- WHAT THE EXERCISE ASKS -
Your answer is a single number: the count of lines that contain the string "styles".

Begin

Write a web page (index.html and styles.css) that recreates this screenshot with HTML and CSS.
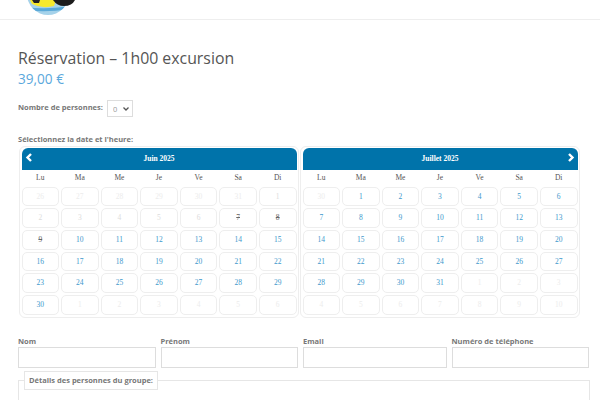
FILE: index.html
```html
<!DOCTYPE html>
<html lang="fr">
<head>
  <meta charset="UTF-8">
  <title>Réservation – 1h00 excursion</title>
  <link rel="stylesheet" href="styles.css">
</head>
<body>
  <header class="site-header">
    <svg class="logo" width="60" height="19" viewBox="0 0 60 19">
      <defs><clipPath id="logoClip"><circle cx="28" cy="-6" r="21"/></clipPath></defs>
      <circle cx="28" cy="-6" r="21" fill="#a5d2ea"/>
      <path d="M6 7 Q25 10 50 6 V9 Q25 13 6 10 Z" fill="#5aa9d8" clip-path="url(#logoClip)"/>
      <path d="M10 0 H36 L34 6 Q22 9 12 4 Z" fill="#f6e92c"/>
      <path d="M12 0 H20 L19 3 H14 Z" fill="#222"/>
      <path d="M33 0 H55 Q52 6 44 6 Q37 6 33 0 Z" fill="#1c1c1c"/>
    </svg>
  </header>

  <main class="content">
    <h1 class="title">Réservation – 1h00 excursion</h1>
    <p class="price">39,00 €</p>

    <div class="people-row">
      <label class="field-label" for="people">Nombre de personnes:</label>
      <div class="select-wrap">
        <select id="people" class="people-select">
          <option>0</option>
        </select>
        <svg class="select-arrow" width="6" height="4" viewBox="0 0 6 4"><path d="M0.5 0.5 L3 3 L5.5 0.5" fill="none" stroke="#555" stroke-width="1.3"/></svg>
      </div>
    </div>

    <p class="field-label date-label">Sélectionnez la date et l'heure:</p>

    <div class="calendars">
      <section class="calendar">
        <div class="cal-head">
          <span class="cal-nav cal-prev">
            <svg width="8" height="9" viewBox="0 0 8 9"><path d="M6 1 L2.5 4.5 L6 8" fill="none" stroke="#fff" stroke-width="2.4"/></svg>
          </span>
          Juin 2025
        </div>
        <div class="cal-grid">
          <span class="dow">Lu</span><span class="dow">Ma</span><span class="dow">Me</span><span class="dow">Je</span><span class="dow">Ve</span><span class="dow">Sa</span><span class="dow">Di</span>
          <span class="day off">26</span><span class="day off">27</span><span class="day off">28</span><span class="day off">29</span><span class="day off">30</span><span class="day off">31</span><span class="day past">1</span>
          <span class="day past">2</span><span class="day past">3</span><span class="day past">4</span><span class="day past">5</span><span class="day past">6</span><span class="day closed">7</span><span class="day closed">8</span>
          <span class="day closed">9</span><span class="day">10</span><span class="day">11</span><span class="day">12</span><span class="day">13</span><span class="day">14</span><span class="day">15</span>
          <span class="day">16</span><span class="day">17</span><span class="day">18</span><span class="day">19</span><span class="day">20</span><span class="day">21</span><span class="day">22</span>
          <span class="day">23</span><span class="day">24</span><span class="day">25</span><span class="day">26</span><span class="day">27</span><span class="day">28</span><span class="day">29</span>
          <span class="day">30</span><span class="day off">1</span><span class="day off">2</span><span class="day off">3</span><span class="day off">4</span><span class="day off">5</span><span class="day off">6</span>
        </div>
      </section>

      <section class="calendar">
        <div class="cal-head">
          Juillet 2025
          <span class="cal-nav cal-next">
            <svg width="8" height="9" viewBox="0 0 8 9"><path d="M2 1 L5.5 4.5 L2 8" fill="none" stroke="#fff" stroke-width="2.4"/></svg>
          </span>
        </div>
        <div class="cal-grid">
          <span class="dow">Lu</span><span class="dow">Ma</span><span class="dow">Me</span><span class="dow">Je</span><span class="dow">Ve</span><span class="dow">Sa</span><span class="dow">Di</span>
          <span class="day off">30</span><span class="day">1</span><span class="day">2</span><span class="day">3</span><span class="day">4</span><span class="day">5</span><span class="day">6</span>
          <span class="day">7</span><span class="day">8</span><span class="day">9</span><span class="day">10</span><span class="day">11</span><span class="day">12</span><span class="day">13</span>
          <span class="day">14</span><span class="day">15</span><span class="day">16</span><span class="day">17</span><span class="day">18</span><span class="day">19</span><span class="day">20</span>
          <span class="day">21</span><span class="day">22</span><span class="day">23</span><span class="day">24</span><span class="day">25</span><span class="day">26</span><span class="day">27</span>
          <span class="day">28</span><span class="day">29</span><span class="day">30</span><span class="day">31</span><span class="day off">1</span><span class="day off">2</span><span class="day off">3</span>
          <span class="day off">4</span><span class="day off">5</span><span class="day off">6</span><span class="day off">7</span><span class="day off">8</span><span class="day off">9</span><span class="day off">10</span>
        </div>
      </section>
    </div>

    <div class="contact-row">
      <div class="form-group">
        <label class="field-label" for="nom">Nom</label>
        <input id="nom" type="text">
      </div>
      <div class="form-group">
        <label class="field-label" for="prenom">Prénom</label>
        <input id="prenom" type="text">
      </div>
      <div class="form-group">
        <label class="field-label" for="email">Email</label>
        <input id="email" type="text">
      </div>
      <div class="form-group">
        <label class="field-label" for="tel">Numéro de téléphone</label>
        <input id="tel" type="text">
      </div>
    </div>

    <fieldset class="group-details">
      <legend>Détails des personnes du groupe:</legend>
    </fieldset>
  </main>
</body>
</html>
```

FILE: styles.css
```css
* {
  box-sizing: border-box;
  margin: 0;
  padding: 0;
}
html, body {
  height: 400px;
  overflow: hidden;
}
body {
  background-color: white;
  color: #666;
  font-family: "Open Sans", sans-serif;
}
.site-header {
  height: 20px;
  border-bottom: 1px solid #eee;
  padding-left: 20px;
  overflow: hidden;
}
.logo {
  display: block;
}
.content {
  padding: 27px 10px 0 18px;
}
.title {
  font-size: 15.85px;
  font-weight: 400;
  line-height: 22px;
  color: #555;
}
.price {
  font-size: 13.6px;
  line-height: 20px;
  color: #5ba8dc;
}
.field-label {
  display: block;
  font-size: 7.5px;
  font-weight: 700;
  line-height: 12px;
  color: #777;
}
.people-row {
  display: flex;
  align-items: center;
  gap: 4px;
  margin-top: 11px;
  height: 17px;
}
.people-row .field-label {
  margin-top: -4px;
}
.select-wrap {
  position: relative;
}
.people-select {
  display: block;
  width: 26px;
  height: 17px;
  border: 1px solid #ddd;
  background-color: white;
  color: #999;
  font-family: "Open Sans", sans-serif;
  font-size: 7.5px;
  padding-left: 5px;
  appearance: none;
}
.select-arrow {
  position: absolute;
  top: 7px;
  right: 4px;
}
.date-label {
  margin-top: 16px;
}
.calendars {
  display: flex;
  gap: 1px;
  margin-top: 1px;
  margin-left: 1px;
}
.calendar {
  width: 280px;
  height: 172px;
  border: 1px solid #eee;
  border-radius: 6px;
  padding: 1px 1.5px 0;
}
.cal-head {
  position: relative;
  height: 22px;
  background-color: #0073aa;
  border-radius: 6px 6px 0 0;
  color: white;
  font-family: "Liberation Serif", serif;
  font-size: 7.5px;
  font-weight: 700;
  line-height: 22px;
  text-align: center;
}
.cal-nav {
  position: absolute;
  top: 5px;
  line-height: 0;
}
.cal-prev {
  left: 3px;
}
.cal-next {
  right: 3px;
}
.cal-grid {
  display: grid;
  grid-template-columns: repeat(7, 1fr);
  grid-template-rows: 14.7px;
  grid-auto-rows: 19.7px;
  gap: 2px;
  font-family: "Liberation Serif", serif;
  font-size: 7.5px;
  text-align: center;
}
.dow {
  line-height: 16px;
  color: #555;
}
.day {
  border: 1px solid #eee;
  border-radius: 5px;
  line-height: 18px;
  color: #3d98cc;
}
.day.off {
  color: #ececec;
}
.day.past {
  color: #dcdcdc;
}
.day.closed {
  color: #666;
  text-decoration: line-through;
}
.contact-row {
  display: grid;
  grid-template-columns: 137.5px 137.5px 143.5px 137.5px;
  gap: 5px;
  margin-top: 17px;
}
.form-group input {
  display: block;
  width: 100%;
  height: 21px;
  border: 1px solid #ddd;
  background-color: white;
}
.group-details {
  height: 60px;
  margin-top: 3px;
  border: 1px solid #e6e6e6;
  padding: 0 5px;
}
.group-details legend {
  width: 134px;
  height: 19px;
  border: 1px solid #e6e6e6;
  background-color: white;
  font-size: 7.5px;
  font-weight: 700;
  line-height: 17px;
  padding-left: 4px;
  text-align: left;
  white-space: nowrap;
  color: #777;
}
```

End

- OUTPUT OF THE TASK -
3